Until now, the companies operating such data centres have tended to use electrical wiring to link the thousands of servers that they employ, but many are now replacing that wiring with fibre-optic cables – these have a number of advantages over the copper variety, including lower losses over long distances, the fact that they do not pick up electromagnetic interference and, crucially, their far greater bandwidth. However, says Andrew Knights of McMaster University in Ontario, even current fibre technology might be swamped by rising user demand within a decade or two.

In the latest work, Knights, together with Jason Ackert and colleagues at McMaster and also the University of Southampton in the UK, have built and tested a photodetector – a device that converts the pulses of light sent down a fibre-optic cable into electrical signals that serve as input to computer processors – that is designed to meet that demand by increasing the range of wavelengths that can be used to send data. Most current cables work at bands centred on 1.3 or 1.5 μm, and transmit data over about 100 different channels within each band – with each channel corresponding to a slightly different wavelength. The new device would, the researchers say, help to open up at least another 100 channels by operating at longer wavelengths, exploiting a band lying in the mid-infrared region at around 2 μm.

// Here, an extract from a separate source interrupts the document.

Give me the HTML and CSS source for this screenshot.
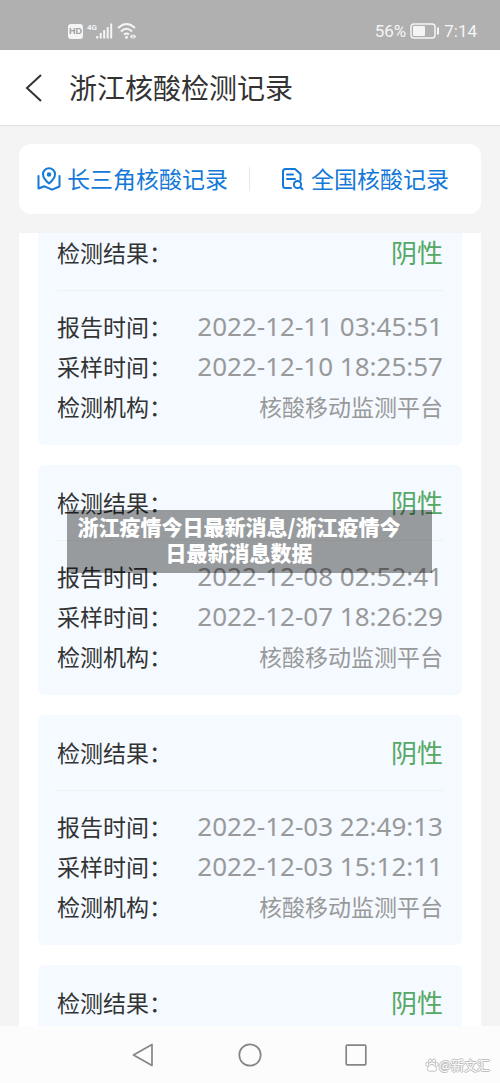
FILE: index.html
```html
<!DOCTYPE html>
<html lang="zh-CN">
<head>
<meta charset="utf-8">
<meta name="viewport" content="width=device-width, initial-scale=1">
<title>浙江核酸检测记录</title>
<link rel="stylesheet" href="styles.css">
</head>
<body>
<div class="app">
  <div class="status">
    <div class="status-group">
      <span class="hd">HD</span>
      <svg class="signal" width="26" height="18" viewBox="0 0 26 18" aria-hidden="true">
        <text x="0" y="8" class="net">4G</text>
        <path d="M10.2 14v2.500M13.7 11v5.500M17.2 8v8.500M20.700 5v11.500M24.200 1.500v15" stroke="#f5f5f5" stroke-width="2"/>
      </svg>
      <svg width="20" height="18" viewBox="0 0 20 18" fill="none" stroke="#f5f5f5" stroke-width="2" aria-hidden="true">
        <path d="M1 6Q9.500-2 18 6M4 9.500Q9.500 4 15 9.500M7 12.500Q9.500 10.500 12 12.500"/>
        <circle cx="9.500" cy="15.200" r="1.500" fill="#f5f5f5" stroke="none"/>
        <path d="M15.500 12v5l-2.700-2.500zM16.500 12v5l2.700-2.500z" fill="#f5f5f5" stroke="none"/>
      </svg>
    </div>
    <div class="status-group status-right">
      <span>56%</span>
      <svg width="30" height="16" viewBox="0 0 30 16" aria-hidden="true">
        <rect x="1" y="1" width="24" height="14" rx="3" fill="none" stroke="#f5f5f5" stroke-width="1.500"/>
        <rect x="3" y="3" width="12" height="10" rx="1" fill="#f5f5f5"/>
        <path d="M28 4.500v7" stroke="#f5f5f5" stroke-width="2"/>
      </svg>
      <span>7:14</span>
    </div>
  </div>
  <header class="header">
    <button class="back" type="button" aria-label="返回">
      <svg width="18" height="28" viewBox="0 0 18 28" fill="none" stroke="#333" stroke-width="2" aria-hidden="true"><path d="M16 1L2 14l14 13"/></svg>
    </button>
    <h1 class="title">浙江核酸检测记录</h1>
  </header>
  <nav class="tabs">
    <a class="tab tab-first" href="#region">
      <svg width="24" height="24" viewBox="0 0 24 24" fill="none" stroke="#1479d8" stroke-width="2" stroke-linecap="round" stroke-linejoin="round" aria-hidden="true">
        <path d="M12 16.500C8.500 13.500 6 10.500 6 7.200a6 6 0 0 1 12 0c0 3.300-2.500 6.300-6 9.300z"/>
        <circle cx="12" cy="7.500" r="1.200" fill="#1479d8"/>
        <path d="M1.500 9v12.500l6-2.200 7.500 3.400 7.500-3.200V9"/>
      </svg>
      <span class="tab-text">长三角核酸记录</span>
    </a>
    <a class="tab tab-second" href="#nation">
      <svg width="24" height="24" viewBox="0 0 24 24" fill="none" stroke="#1479d8" stroke-width="2" stroke-linecap="round" stroke-linejoin="round" aria-hidden="true">
        <path d="M10 21H4.500Q2 21 2 18.500V4.500Q2 2 4.500 2H14l5.500 5v6M6 7.500h6M6 12h8"/>
        <circle cx="16.500" cy="17.500" r="3.600"/>
        <path d="M19.300 20.300l2.200 2"/>
      </svg>
      <span class="tab-text">全国核酸记录</span>
    </a>
  </nav>
  <main class="records">
    <div class="record-list">
      <article class="card">
        <div class="result"><span>检测结果：</span><strong class="negative">阴性</strong></div>
        <dl class="details">
          <div class="row"><dt>报告时间：</dt><dd class="time">2022-12-11 03:45:51</dd></div>
          <div class="row"><dt>采样时间：</dt><dd class="time">2022-12-10 18:25:57</dd></div>
          <div class="row"><dt>检测机构：</dt><dd>核酸移动监测平台</dd></div>
        </dl>
      </article>
      <article class="card">
        <div class="result"><span>检测结果：</span><strong class="negative">阴性</strong></div>
        <dl class="details">
          <div class="row"><dt>报告时间：</dt><dd class="time">2022-12-08 02:52:41</dd></div>
          <div class="row"><dt>采样时间：</dt><dd class="time">2022-12-07 18:26:29</dd></div>
          <div class="row"><dt>检测机构：</dt><dd>核酸移动监测平台</dd></div>
        </dl>
        <p class="caption">浙江疫情今日最新消息/浙江疫情今日最新消息数据</p>
      </article>
      <article class="card">
        <div class="result"><span>检测结果：</span><strong class="negative">阴性</strong></div>
        <dl class="details">
          <div class="row"><dt>报告时间：</dt><dd class="time">2022-12-03 22:49:13</dd></div>
          <div class="row"><dt>采样时间：</dt><dd class="time">2022-12-03 15:12:11</dd></div>
          <div class="row"><dt>检测机构：</dt><dd>核酸移动监测平台</dd></div>
        </dl>
      </article>
      <article class="card">
        <div class="result"><span>检测结果：</span><strong class="negative">阴性</strong></div>
      </article>
    </div>
  </main>
  <footer class="system">
    <button class="key" type="button" aria-label="后退">
      <svg width="24" height="24" viewBox="0 0 24 24" fill="none" stroke="#858585" stroke-width="1.700" stroke-linejoin="round" aria-hidden="true"><path d="M20 1.500v21L1.500 12z"/></svg>
    </button>
    <button class="key" type="button" aria-label="主屏幕">
      <svg width="24" height="24" viewBox="0 0 24 24" fill="none" stroke="#858585" stroke-width="1.700" aria-hidden="true"><circle cx="12" cy="12" r="10.700"/></svg>
    </button>
    <button class="key" type="button" aria-label="最近任务">
      <svg width="24" height="24" viewBox="0 0 24 24" fill="none" stroke="#858585" stroke-width="1.700" aria-hidden="true"><rect x="2.200" y="2.200" width="19.600" height="19.600" rx="1"/></svg>
    </button>
    <div class="mark">
      <svg width="14" height="14" viewBox="0 0 14 14" fill="#fff" stroke="#bdbdbd" stroke-width="1" aria-hidden="true">
        <ellipse cx="2.300" cy="6.300" rx="1.500" ry="2"/><ellipse cx="5" cy="2.800" rx="1.500" ry="2"/><ellipse cx="9" cy="2.800" rx="1.500" ry="2"/><ellipse cx="11.700" cy="6.300" rx="1.500" ry="2"/>
        <path d="M7 6.300c-1.800 0-2.300 2-3.700 3-1.500 1.200-.8 4 1.200 4 1 0 1.500-.3 2.500-.3s1.500.3 2.500.3c2 0 2.700-2.800 1.200-4-1.400-1-1.900-3-3.700-3z"/>
      </svg>
      <span>@新文汇</span>
    </div>
  </footer>
</div>
</body>
</html>
```

FILE: styles.css
```css
* {
  box-sizing: border-box;
}

body {
  margin: 0;
  background: #f4f4f4;
  color: #333;
  font-family: "Noto Sans CJK SC", sans-serif;
}

button {
  padding: 0;
  border: 0;
  background: none;
}

svg {
  display: block;
  flex: none;
}

.app {
  display: flex;
  flex-direction: column;
  height: 100vh;
}

.status {
  display: flex;
  justify-content: space-between;
  flex: none;
  height: 50px;
  padding: 12px 23px 0 68px;
  background: #b0b0b0;
  color: #f5f5f5;
}

.status-group {
  display: flex;
  align-items: center;
  gap: 4px;
}

.status-right {
  font: 17px/20px Roboto, sans-serif;
}

.hd {
  width: 15px;
  border-radius: 3px;
  background: #f5f5f5;
  color: #a0a0a0;
  font: bold 9px/15px "Liberation Sans", sans-serif;
  text-align: center;
}

.net {
  fill: #f5f5f5;
  font: bold 8px Roboto, sans-serif;
}

.header {
  display: flex;
  align-items: center;
  gap: 26px;
  flex: none;
  height: 76px;
  padding: 0 25px;
  border-bottom: 1px solid #e2e2e2;
  background: #fff;
}

.title {
  margin: 0;
  padding-bottom: 2px;
  font-size: 28px;
  font-weight: 400;
  line-height: 40px;
}

.tabs {
  display: grid;
  grid-template-columns: 1fr 1fr;
  flex: none;
  height: 70px;
  margin: 18px 19px 19px;
  align-items: center;
  border-radius: 12px;
  background: #fff;
}

.tab {
  display: flex;
  align-items: center;
  gap: 6px;
  height: 24px;
  color: #1479d8;
  font-size: 23px;
  line-height: 24px;
  text-decoration: none;
  white-space: nowrap;
}

.tab-text {
  padding-bottom: 2px;
}

.tab-first {
  padding-left: 18px;
  border-right: 1px solid #e8e8e8;
}

.tab-second {
  padding-left: 31px;
}

.records {
  flex: 1;
  min-height: 0;
  margin: 0 19px;
  padding: 0 19px;
  overflow: hidden;
  background: #fff;
}

/* The list rests slightly scrolled under the tabs. */
.record-list {
  display: flex;
  flex-direction: column;
  gap: 20px;
  margin-top: -18px;
}

.card {
  position: relative;
  min-height: 230px;
  padding: 0 19px 19px;
  border-radius: 6px;
  background: #f4faff;
  font-size: 23px;
  line-height: 40px;
}

.result {
  display: flex;
  align-items: center;
  justify-content: space-between;
  height: 76px;
  padding-bottom: 2px;
  border-bottom: 1px solid #edf1f4;
}

.negative {
  color: #56a866;
  font-size: 26px;
  font-weight: 400;
}

.details {
  margin: 15px 0 0;
}

.row {
  display: flex;
  justify-content: space-between;
  height: 40px;
  white-space: nowrap;
}

.row dd {
  margin: 0;
  color: #999;
}

.row .time {
  font-family: "Noto Sans", sans-serif;
  font-size: 26px;
}

.caption {
  position: absolute;
  top: 45px;
  left: 29px;
  right: 30px;
  margin: 0;
  padding: 3px 30px 8px 9px;
  background: rgba(0, 0, 0, 0.38);
  color: #fff;
  font-size: 21px;
  font-weight: 900;
  line-height: 26px;
  text-align: center;
}

.system {
  position: relative;
  display: flex;
  justify-content: center;
  align-items: center;
  gap: 82px;
  flex: none;
  height: 57px;
  background: #fcfcfc;
}

.key {
  width: 24px;
  height: 24px;
}

.mark {
  position: absolute;
  right: 10px;
  bottom: 9px;
  display: flex;
  align-items: center;
  color: #fff;
  font-size: 13px;
  line-height: 18px;
  text-shadow: 1px 0 #bdbdbd, -1px 0 #bdbdbd, 0 1px #bdbdbd, 0 -1px #bdbdbd;
}
```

Photodetectors operating at mid-infrared wavelengths have already been built from materials other than silicon, notes Knights. But these rival devices, he says, suffer from drawbacks. Germanium–tin detectors, for example, operate too slowly, and produce quite small electrical currents, while detectors based on III–V semiconductors are difficult to integrate into silicon circuitry.

Ion defects

The new device consists of a 3 μm-wide strip of silicon that has a thickness of 220 nm at its centre and just 90 nm at its edges, deposited on a substrate of silicon dioxide. Ordinarily, such a device would serve as a waveguide that is transparent to mid-infrared radiation, but the Anglo-Canadian group inserted ions into the silicon to introduce defects into the lattice structure. These defects result in electronic states within the silicon’s band gap, which allow low-energy mid-infrared photons to excite electron–hole pairs and so generate a measurable photocurrent.

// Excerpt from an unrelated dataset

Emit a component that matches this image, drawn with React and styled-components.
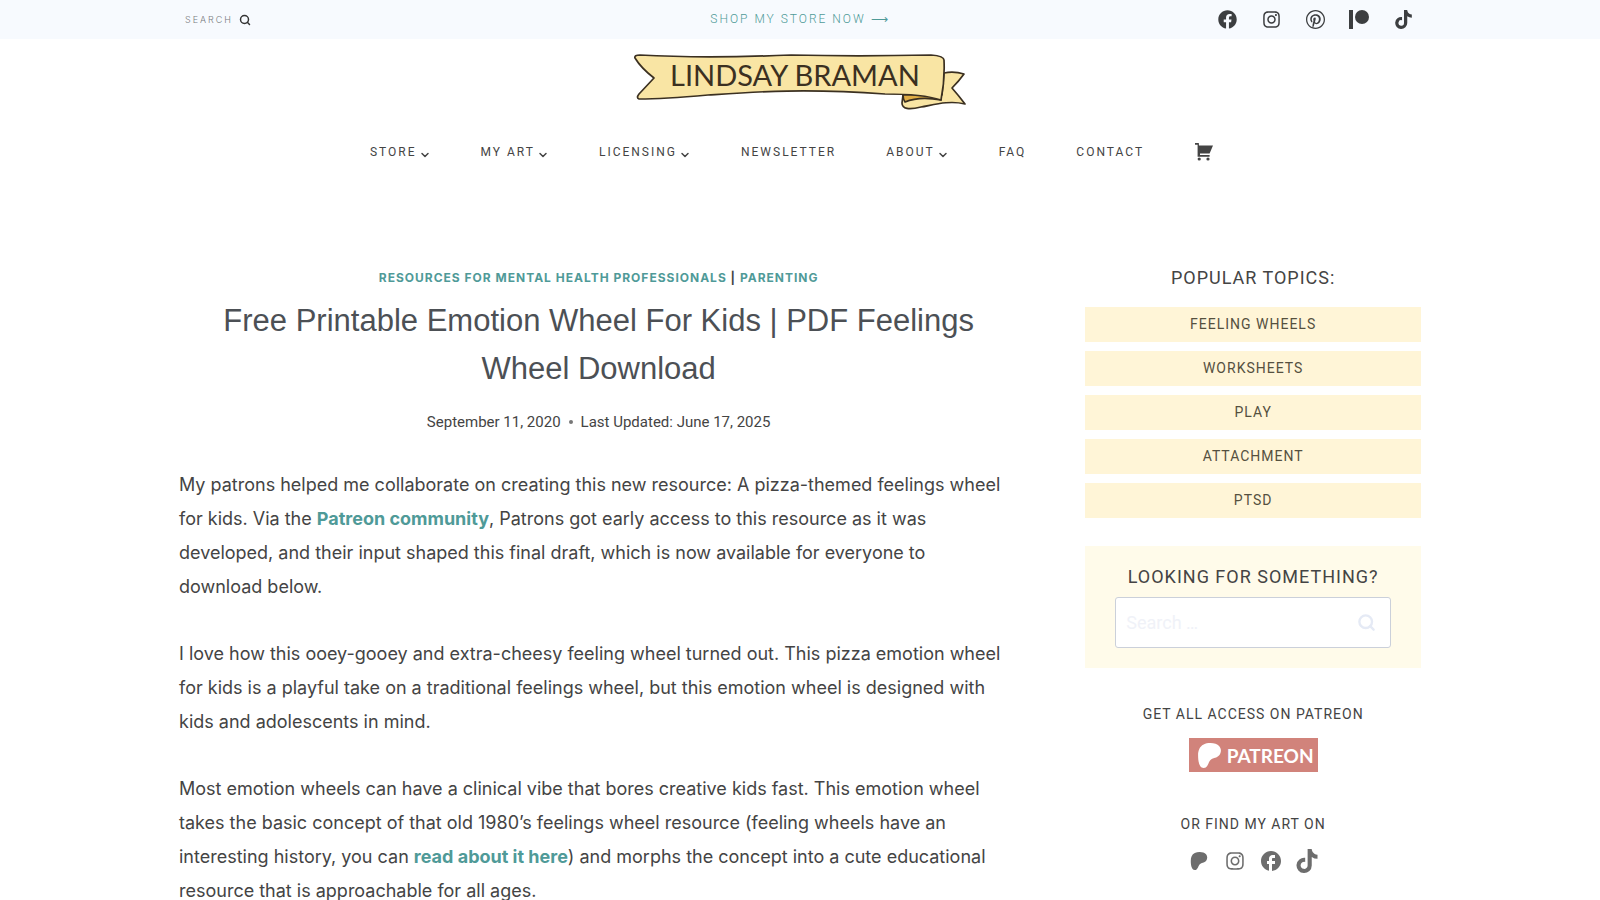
import React from "react";
import styled, { createGlobalStyle } from "styled-components";
import { FaFacebook, FaInstagram, FaTiktok } from "react-icons/fa";
import { FaPatreon } from "react-icons/fa6";
import { MdFacebook } from "react-icons/md";
import { ChevronDown, Search } from "lucide-react";

const navItems = [
  { label: "Store", menu: true },
  { label: "My Art", menu: true },
  { label: "Licensing", menu: true },
  { label: "Newsletter" },
  { label: "About", menu: true },
  { label: "FAQ" },
  { label: "Contact" },
];

const topics = ["Feeling Wheels", "Worksheets", "Play", "Attachment", "PTSD"];

const PatreonBars = () => (
  <svg viewBox="0 0 20 20" width="20" height="20" fill="currentColor">
    <rect x="0" y="0" width="4" height="19" />
    <circle cx="13" cy="7" r="7" />
  </svg>
);

const PinterestRing = () => (
  <svg viewBox="0 0 16 16" width="19" height="19" fill="currentColor">
    <path d="M8 0c-4.412 0-8 3.587-8 8s3.587 8 8 8 8-3.588 8-8-3.588-8-8-8zM8 14.931c-0.716 0-1.403-0.109-2.053-0.309 0.281-0.459 0.706-1.216 0.862-1.816 0.084-0.325 0.431-1.647 0.431-1.647 0.225 0.431 0.888 0.797 1.587 0.797 2.091 0 3.597-1.922 3.597-4.313 0-2.291-1.869-4.003-4.272-4.003-2.991 0-4.578 2.009-4.578 4.194 0 1.016 0.541 2.281 1.406 2.684 0.131 0.063 0.2 0.034 0.231-0.094 0.022-0.097 0.141-0.566 0.194-0.787 0.016-0.069 0.009-0.131-0.047-0.197-0.287-0.347-0.516-0.988-0.516-1.581 0-1.528 1.156-3.009 3.128-3.009 1.703 0 2.894 1.159 2.894 2.819 0 1.875-0.947 3.175-2.178 3.175-0.681 0-1.191-0.563-1.025-1.253 0.197-0.825 0.575-1.713 0.575-2.306 0-0.531-0.284-0.975-0.878-0.975-0.697 0-1.253 0.719-1.253 1.684 0 0.612 0.206 1.028 0.206 1.028s-0.688 2.903-0.813 3.444c-0.141 0.6-0.084 1.441-0.025 1.988-2.578-1.006-4.406-3.512-4.406-6.447 0-3.828 3.103-6.931 6.931-6.931s6.931 3.103 6.931 6.931c0 3.828-3.103 6.931-6.931 6.931z" />
  </svg>
);

const Cart = () => (
  <svg viewBox="0 0 20 20" width="20" height="20" fill="currentColor">
    <path d="M1 1 H4.8 L5 3.6 H19 L15.6 11.6 H6 V13 H15.6 V14.8 H3.6 V2.8 H1 Z" />
    <circle cx="5.2" cy="17" r="1.6" />
    <circle cx="14" cy="17" r="1.6" />
  </svg>
);

const Banner = () => (
  <svg viewBox="-1 0 336 58" width="336" height="58" role="img">
    <g stroke="#3b3021" strokeWidth="1.7" strokeLinejoin="round" strokeLinecap="round">
      <path
        d="M311 19 Q321 17 331 20 Q326 27 319 34 Q326 42 332 50 C316 46 300 51 288 53 C276 56 269 55 269 49 L270 41 L309 41 Z"
        fill="#f9e5a4"
      />
      <path d="M270 41 Q270 45 272 48 C284 43 297 44 308 46 L308 40 Z" fill="#e0ad45" />
      <path
        d="M2 4 Q1 1 7 1 C60 4 110 3 158 1 C200 2 250 2 298 1 Q311 2 311 6 Q312 26 308 46 Q290 40 252 40 C170 34 120 38 75 41 Q30 45 6 45 Q3 44 6 40 L21 24 Q8 14 2 4 Z"
        fill="#f9e5a4"
      />
    </g>
    <BannerText x="37" y="32">
      LINDSAY BRAMAN
    </BannerText>
  </svg>
);

const App = () => (
  <>
    <GlobalStyle />
    <TopBar>
      <TopInner>
        <SearchToggle type="button">
          Search <Search size={12} strokeWidth={3} />
        </SearchToggle>
        <StoreLink href="#store">Shop my store now ⟶</StoreLink>
        <HeaderSocials>
          <a href="#facebook" aria-label="Facebook">
            <FaFacebook />
          </a>
          <a href="#instagram" aria-label="Instagram">
            <FaInstagram />
          </a>
          <a href="#pinterest" aria-label="Pinterest">
            <PinterestRing />
          </a>
          <a href="#patreon" aria-label="Patreon">
            <PatreonBars />
          </a>
          <a href="#tiktok" aria-label="TikTok">
            <FaTiktok />
          </a>
        </HeaderSocials>
      </TopInner>
    </TopBar>

    <Header>
      <LogoLink href="#home" aria-label="Lindsay Braman">
        <Banner />
      </LogoLink>
      <Nav>
        {navItems.map((item) => (
          <NavLink key={item.label} href={`#${item.label}`}>
            {item.label}
            {item.menu && <ChevronDown size={12} strokeWidth={3} />}
          </NavLink>
        ))}
        <CartLink href="#cart" aria-label="Cart">
          <Cart />
        </CartLink>
      </Nav>
    </Header>

    <Content>
      <main>
        <Categories>
          <a href="#professionals">Resources for Mental Health Professionals</a> |{" "}
          <a href="#parenting">Parenting</a>
        </Categories>
        <Title>Free Printable Emotion Wheel For Kids | PDF Feelings Wheel Download</Title>
        <Meta>
          <span>September 11, 2020</span>
          <Dot />
          <span>Last Updated: June 17, 2025</span>
        </Meta>
        <Article>
          <p>
            My patrons helped me collaborate on creating this new resource: A pizza-themed feelings
            wheel for kids. Via the <a href="#community">Patreon community</a>, Patrons got early
            access to this resource as it was developed, and their input shaped this final draft,
            which is now available for everyone to download below.
          </p>
          <p>
            I love how this ooey-gooey and extra-cheesy feeling wheel turned out. This pizza emotion
            wheel for kids is a playful take on a traditional feelings wheel, but this emotion wheel
            is designed with kids and adolescents in mind.
          </p>
          <p>
            Most emotion wheels can have a clinical vibe that bores creative kids fast. This emotion
            wheel takes the basic concept of that old 1980’s feelings wheel resource (feeling wheels
            have an interesting history, you can <a href="#history">read about it here</a>) and
            morphs the concept into a cute educational resource that is approachable for all ages.
          </p>
        </Article>
      </main>

      <Sidebar>
        <SideTitle>Popular Topics:</SideTitle>
        <Topics>
          {topics.map((topic) => (
            <TopicLink key={topic} href={`#${topic}`}>
              {topic}
            </TopicLink>
          ))}
        </Topics>
        <SearchBox>
          <SideTitle as="label" htmlFor="site-search">
            Looking for something?
          </SideTitle>
          <SearchField>
            <input id="site-search" type="search" placeholder="Search …" />
            <button type="submit" aria-label="Search">
              <Search size={19} strokeWidth={3} />
            </button>
          </SearchField>
        </SearchBox>
        <SideLabel>Get all access on Patreon</SideLabel>
        <PatreonBadge href="#patreon">
          <FaPatreon size={25} />
          PATREON
        </PatreonBadge>
        <SideLabel>Or find my art on</SideLabel>
        <SideSocials>
          <a href="#patreon" aria-label="Patreon">
            <FaPatreon size={18} />
          </a>
          <a href="#instagram" aria-label="Instagram">
            <FaInstagram size={20} />
          </a>
          <a href="#facebook" aria-label="Facebook">
            <MdFacebook size={24} />
          </a>
          <a href="#tiktok" aria-label="TikTok">
            <FaTiktok size={24} />
          </a>
        </SideSocials>
      </Sidebar>
    </Content>
  </>
);

const GlobalStyle = createGlobalStyle`
  * {
    box-sizing: border-box;
  }

  body {
    margin: 0;
    height: 100vh;
    overflow: hidden;
    background: #fff;
    color: #444;
    font-family: Roboto, "Liberation Sans", sans-serif;
  }

  a {
    color: inherit;
    text-decoration: none;
  }

  svg {
    display: block;
  }
`;

const TopBar = styled.div`
  background: #f7fafe;
`;

const TopInner = styled.div`
  display: grid;
  grid-template-columns: 1fr auto 1fr;
  align-items: center;
  max-width: 1290px;
  height: 39px;
  margin: 0 auto;
  padding: 0 24px;
`;

const SearchToggle = styled.button`
  display: flex;
  align-items: center;
  justify-self: start;
  gap: 6px;
  padding: 0 6px;
  border: 0;
  background: none;
  color: #777b80;
  font: 300 9px Inter, sans-serif;
  letter-spacing: 2px;
  text-transform: uppercase;

  svg {
    color: #333;
  }
`;

const StoreLink = styled.a`
  padding-bottom: 2px;
  color: #4f9a98;
  font-size: 12px;
  font-weight: 300;
  letter-spacing: 2px;
  text-transform: uppercase;
`;

const HeaderSocials = styled.div`
  display: flex;
  justify-self: end;
  gap: 24px;
  padding-right: 8px;
  color: #3c3e40;
  font-size: 19px;

  a {
    display: grid;
    place-items: center;
    width: 20px;
    height: 20px;
  }
`;

const Header = styled.header`
  display: flex;
  flex-direction: column;
  align-items: center;
`;

const LogoLink = styled.a`
  padding-top: 15px;
`;

const BannerText = styled.text`
  fill: #3b3021;
  font-family: Lato, sans-serif;
  font-size: 29px;
`;

const Nav = styled.nav`
  display: flex;
  align-items: center;
  gap: 50px;
  height: 80px;
`;

const NavLink = styled.a`
  display: flex;
  align-items: center;
  gap: 2px;
  font-size: 12px;
  letter-spacing: 2px;
  text-transform: uppercase;

  svg {
    margin-top: 5px;
  }
`;

const CartLink = styled.a`
  padding-right: 16px;
`;

const Content = styled.div`
  display: grid;
  grid-template-columns: 5fr 2fr;
  gap: 67px;
  max-width: 1290px;
  margin: 0 auto;
  padding: 73px 24px 0;
`;

const Categories = styled.div`
  font: 700 12px/25px Inter, sans-serif;
  letter-spacing: 1px;
  text-align: center;
  text-transform: uppercase;

  a {
    color: #4f9a98;
  }
`;

const Title = styled.h1`
  margin: 7px 0 0;
  color: #4c5055;
  font: 400 31px/48px "Liberation Sans", sans-serif;
  text-align: center;
`;

const Meta = styled.div`
  display: flex;
  align-items: center;
  justify-content: center;
  gap: 8px;
  margin-top: 17px;
  font-size: 15px;
  line-height: 24px;
`;

const Dot = styled.span`
  width: 4px;
  height: 4px;
  border-radius: 50%;
  background: #777;
`;

const Article = styled.article`
  margin-top: 34px;
  padding-right: 8px;
  font-family: Inter, sans-serif;
  font-size: 18px;
  line-height: 34px;

  p {
    margin: 0 0 33px;
  }

  a {
    color: #4f9a98;
    font-weight: 700;
  }
`;

const Sidebar = styled.aside`
  display: flex;
  flex-direction: column;
  align-items: center;
`;

const SideTitle = styled.h2`
  margin: 0;
  font-size: 18px;
  font-weight: 400;
  line-height: 25px;
  letter-spacing: 1px;
  text-transform: uppercase;
`;

const Topics = styled.div`
  display: grid;
  gap: 9px;
  width: 100%;
  margin-top: 17px;
`;

const TopicLink = styled.a`
  background: #fff5d7;
  color: #55503f;
  font-size: 14px;
  line-height: 35px;
  letter-spacing: 1px;
  text-align: center;
  text-transform: uppercase;
`;

const SearchBox = styled.form`
  display: flex;
  flex-direction: column;
  align-items: center;
  width: 100%;
  margin-top: 28px;
  padding: 18px 30px 20px;
  background: #fffbea;
`;

const SearchField = styled.div`
  display: flex;
  align-items: center;
  width: 100%;
  height: 51px;
  margin-top: 8px;
  padding: 0 14px 0 10px;
  border: 1px solid #cbd0da;
  border-radius: 3px;
  background: #fff;

  input {
    flex: 1;
    min-width: 0;
    padding: 0;
    border: 0;
    outline: 0;
    background: none;
    font: inherit;
    font-size: 18px;
  }

  input::placeholder {
    color: #f0f2f8;
  }

  button {
    padding: 0;
    border: 0;
    background: none;
    color: #e5eaf5;
  }
`;

const SideLabel = styled.div`
  margin-top: 34px;
  font-size: 14px;
  line-height: 24px;
  letter-spacing: 1px;
  text-transform: uppercase;
`;

const PatreonBadge = styled.a`
  display: flex;
  align-items: center;
  gap: 5px;
  height: 34px;
  margin: 12px 0 6px;
  padding: 0 4px 0 8px;
  background: #d1837b;
  color: #fff;
  font: 700 19px Lato, sans-serif;
`;

const SideSocials = styled.div`
  display: flex;
  gap: 12px;
  margin-top: 13px;
  color: #6d6d6d;

  a {
    display: grid;
    place-items: center;
    width: 24px;
    height: 24px;
  }
`;

export default App;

Knights and co-workers have shown that their device generates a reliable electrical response at wavelengths between 1.96 and 2.5 μm, albeit with a lower sensitivity than similar silicon detectors operating at 1.55 μm. They also exposed the device to the output of a 1.96 μm laser diode, showing that at this wavelength it could operate without errors at speeds of greater than 20 gigabits per second – more than any other photodetector at this wavelength.

Easy fabrication

The researchers have also shown that their design could be realized using standard CMOS fabrication, having had their prototype device manufactured at a commercial foundry in Singapore. This is crucial, they say, because it means being able to take advantage of the existing vast infrastructure used to fabricate microchips, so lowering costs significantly. Indeed, waveguides, multiplexers and most of the other components needed for optical-fibre communication in this new frequency band have already been built from silicon by other research groups. “We have shown that our device is fast, that it operates at the right wavelength, and that it is compatible with silicon fabrication,” says Knights. “If you put these things together, that is a major breakthrough.”

Knights points out that there is unlikely to be a mass market for this device until Internet traffic has grown accordingly. But he is confident that the market will materialize. “We can place this in the toolbox and it will be ready when needed,” he says.

The work is published in Nature Photonics.